#### Provided data

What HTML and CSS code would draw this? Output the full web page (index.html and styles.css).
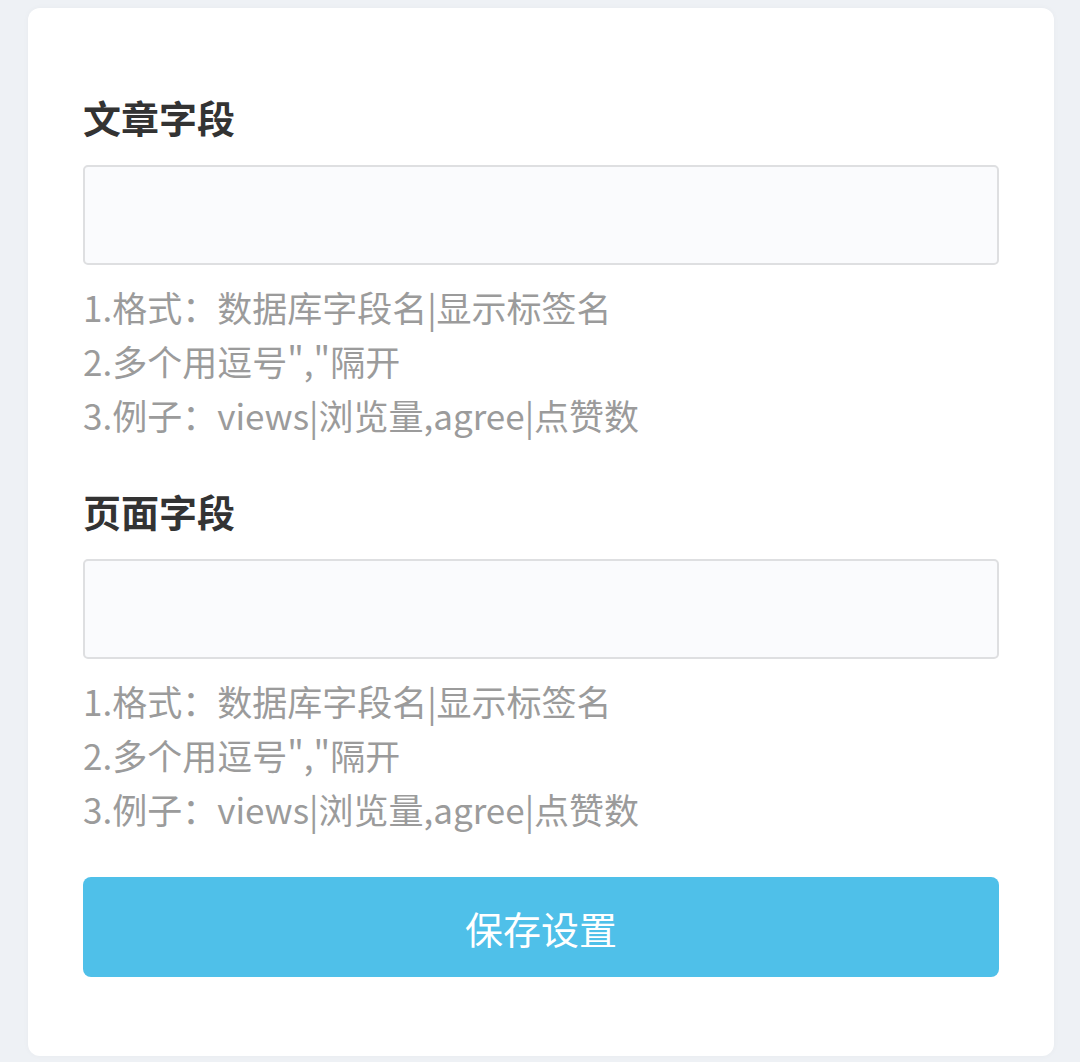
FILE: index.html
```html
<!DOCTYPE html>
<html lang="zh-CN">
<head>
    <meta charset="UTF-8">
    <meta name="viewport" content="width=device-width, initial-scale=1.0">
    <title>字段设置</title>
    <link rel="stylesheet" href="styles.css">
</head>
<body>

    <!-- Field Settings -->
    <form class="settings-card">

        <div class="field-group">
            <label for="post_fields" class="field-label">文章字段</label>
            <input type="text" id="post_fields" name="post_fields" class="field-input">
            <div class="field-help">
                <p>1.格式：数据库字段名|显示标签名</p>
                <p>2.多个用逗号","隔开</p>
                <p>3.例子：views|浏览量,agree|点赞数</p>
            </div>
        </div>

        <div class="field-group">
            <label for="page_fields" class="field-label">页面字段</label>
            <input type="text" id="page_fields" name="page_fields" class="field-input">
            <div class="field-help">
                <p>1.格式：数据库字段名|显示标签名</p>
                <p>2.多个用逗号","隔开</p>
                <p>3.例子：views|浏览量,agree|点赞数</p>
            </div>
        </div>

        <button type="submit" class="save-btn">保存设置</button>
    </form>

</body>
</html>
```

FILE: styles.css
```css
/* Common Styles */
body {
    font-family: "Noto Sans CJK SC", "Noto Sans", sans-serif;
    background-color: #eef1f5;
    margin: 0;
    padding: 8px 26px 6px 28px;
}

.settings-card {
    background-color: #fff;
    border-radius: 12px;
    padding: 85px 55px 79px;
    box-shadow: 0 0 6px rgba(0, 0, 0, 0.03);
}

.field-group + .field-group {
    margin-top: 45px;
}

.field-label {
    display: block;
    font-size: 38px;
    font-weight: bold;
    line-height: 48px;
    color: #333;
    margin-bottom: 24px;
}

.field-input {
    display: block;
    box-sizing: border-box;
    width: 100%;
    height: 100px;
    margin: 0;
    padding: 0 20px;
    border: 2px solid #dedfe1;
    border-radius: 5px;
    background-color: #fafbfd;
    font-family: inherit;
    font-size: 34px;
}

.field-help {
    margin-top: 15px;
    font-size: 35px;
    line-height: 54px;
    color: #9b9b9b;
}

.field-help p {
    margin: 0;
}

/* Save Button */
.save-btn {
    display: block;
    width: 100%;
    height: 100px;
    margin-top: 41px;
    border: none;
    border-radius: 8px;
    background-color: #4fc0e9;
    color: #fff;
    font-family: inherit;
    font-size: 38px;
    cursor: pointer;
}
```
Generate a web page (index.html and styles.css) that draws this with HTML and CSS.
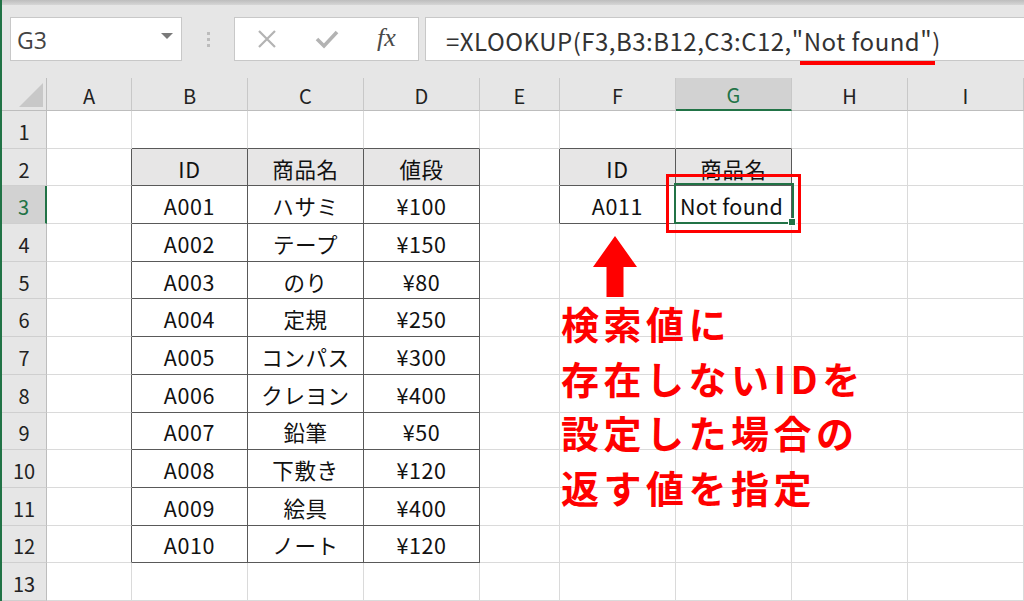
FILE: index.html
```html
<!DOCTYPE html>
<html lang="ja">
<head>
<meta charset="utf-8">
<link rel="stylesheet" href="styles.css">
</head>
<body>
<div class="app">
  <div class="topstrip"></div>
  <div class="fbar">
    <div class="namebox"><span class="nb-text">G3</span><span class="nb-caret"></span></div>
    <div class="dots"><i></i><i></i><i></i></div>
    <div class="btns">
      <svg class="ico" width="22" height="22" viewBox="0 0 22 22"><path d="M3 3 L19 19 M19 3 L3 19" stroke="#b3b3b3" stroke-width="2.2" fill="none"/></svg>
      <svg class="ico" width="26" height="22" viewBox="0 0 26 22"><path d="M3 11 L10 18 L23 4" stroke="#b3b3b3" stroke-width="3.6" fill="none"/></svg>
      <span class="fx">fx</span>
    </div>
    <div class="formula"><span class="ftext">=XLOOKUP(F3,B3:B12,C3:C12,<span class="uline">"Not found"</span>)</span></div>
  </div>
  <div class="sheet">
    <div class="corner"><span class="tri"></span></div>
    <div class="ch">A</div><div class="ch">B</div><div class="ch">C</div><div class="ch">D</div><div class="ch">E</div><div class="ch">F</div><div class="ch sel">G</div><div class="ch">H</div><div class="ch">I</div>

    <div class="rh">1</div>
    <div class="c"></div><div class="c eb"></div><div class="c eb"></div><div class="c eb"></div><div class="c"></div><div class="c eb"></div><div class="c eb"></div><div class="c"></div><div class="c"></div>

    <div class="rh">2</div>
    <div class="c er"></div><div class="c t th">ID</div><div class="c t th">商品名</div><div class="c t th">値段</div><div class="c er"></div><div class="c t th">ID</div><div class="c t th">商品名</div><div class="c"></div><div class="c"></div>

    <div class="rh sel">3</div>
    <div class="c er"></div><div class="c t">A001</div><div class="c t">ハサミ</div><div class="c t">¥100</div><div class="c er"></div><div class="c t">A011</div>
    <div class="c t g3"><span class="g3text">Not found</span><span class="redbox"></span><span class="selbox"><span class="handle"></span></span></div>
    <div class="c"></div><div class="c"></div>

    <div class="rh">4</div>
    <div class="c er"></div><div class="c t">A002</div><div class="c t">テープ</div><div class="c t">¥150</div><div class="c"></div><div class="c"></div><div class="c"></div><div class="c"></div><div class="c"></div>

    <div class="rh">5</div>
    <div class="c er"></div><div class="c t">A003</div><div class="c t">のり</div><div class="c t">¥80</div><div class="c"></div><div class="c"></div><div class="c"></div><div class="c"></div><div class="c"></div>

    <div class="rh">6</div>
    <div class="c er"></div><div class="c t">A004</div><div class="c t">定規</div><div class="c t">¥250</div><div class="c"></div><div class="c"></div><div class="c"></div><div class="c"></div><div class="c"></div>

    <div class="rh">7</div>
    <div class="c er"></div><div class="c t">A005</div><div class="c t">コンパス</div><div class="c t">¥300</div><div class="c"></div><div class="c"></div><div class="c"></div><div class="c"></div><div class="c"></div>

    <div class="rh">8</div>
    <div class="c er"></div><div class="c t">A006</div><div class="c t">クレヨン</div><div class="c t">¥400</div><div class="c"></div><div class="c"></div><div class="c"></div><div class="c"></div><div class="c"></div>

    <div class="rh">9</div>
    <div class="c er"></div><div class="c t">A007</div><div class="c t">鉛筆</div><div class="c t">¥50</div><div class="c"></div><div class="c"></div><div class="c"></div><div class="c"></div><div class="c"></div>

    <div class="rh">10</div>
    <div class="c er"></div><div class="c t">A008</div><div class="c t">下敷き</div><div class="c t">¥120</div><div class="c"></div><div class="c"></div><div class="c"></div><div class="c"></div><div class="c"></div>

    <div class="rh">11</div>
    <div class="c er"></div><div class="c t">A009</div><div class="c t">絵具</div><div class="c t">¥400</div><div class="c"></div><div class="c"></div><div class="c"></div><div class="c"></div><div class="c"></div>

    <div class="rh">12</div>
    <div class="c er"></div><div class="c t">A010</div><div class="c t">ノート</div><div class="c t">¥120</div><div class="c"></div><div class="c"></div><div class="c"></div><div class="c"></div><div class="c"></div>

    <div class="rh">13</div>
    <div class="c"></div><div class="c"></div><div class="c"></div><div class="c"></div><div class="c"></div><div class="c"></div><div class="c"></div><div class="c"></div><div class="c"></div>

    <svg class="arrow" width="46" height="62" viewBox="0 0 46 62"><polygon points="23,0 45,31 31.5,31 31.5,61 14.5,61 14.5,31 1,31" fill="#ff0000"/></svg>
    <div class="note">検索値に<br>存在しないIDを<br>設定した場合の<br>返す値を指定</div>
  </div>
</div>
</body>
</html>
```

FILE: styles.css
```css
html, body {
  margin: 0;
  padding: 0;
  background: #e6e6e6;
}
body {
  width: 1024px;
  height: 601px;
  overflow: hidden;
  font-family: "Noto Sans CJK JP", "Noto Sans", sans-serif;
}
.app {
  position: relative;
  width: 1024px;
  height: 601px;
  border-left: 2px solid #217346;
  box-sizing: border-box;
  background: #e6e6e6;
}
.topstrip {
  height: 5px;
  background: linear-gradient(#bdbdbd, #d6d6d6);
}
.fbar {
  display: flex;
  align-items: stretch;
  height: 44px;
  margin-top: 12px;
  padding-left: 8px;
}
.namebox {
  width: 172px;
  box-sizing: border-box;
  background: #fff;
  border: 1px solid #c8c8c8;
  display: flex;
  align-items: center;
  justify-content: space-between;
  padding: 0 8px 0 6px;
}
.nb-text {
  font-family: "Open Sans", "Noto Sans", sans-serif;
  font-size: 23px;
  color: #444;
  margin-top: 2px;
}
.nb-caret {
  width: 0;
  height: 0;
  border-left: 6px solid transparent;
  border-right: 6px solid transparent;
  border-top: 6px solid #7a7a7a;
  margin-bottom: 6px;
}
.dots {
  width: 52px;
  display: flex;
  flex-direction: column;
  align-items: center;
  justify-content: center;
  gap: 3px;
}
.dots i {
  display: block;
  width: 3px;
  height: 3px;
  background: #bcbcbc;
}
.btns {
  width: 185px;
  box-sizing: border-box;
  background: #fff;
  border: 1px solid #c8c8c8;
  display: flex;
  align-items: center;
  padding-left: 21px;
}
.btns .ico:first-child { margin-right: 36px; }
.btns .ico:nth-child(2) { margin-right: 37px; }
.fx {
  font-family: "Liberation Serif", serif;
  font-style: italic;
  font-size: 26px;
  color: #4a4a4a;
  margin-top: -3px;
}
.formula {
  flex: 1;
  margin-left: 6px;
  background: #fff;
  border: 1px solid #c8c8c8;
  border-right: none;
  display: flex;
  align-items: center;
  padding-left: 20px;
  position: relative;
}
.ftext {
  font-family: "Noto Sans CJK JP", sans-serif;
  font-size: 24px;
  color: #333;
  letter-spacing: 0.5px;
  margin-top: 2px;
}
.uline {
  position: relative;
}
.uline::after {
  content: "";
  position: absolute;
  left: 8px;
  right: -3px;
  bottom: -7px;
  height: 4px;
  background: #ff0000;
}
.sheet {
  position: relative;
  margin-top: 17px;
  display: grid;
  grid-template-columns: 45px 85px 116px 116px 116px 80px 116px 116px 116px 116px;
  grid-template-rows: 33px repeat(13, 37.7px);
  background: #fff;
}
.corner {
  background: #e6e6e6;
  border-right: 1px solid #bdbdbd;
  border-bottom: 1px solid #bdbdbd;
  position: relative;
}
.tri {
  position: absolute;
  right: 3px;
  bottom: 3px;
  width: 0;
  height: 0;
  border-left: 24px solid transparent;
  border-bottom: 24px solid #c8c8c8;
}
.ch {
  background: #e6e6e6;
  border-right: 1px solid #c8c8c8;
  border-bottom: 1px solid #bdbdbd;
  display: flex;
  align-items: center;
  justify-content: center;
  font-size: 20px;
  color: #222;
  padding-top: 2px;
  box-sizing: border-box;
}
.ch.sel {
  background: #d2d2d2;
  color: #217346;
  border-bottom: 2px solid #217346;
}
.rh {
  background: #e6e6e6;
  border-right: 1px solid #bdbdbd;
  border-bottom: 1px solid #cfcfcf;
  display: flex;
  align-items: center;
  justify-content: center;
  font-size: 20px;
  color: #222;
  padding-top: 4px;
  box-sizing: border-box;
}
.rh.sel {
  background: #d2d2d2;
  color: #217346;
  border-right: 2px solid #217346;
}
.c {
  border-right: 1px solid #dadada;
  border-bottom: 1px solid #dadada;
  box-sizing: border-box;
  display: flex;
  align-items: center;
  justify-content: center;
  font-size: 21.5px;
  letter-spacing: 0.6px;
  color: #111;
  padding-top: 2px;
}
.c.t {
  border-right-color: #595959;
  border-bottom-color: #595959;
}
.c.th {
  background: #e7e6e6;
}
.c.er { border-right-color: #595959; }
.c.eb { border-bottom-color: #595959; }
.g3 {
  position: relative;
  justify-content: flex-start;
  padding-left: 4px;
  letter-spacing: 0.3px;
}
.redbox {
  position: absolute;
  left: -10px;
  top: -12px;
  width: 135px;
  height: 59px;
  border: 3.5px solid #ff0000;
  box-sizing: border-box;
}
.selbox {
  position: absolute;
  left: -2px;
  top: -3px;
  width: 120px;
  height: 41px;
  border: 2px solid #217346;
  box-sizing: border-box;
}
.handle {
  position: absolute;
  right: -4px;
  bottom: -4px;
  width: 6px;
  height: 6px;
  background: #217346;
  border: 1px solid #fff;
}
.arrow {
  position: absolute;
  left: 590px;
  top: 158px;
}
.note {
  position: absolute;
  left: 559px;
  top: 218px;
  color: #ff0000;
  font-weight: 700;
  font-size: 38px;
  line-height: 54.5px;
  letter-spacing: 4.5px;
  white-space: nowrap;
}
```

########

**Your task:**
Extract lines where the string "index" occurs.

**Written response:**
What HTML and CSS code would draw this? Output the full web page (index.html and styles.css).
FILE: index.html
Generate a web page (index.html and styles.css) that draws this with HTML and CSS.
FILE: index.html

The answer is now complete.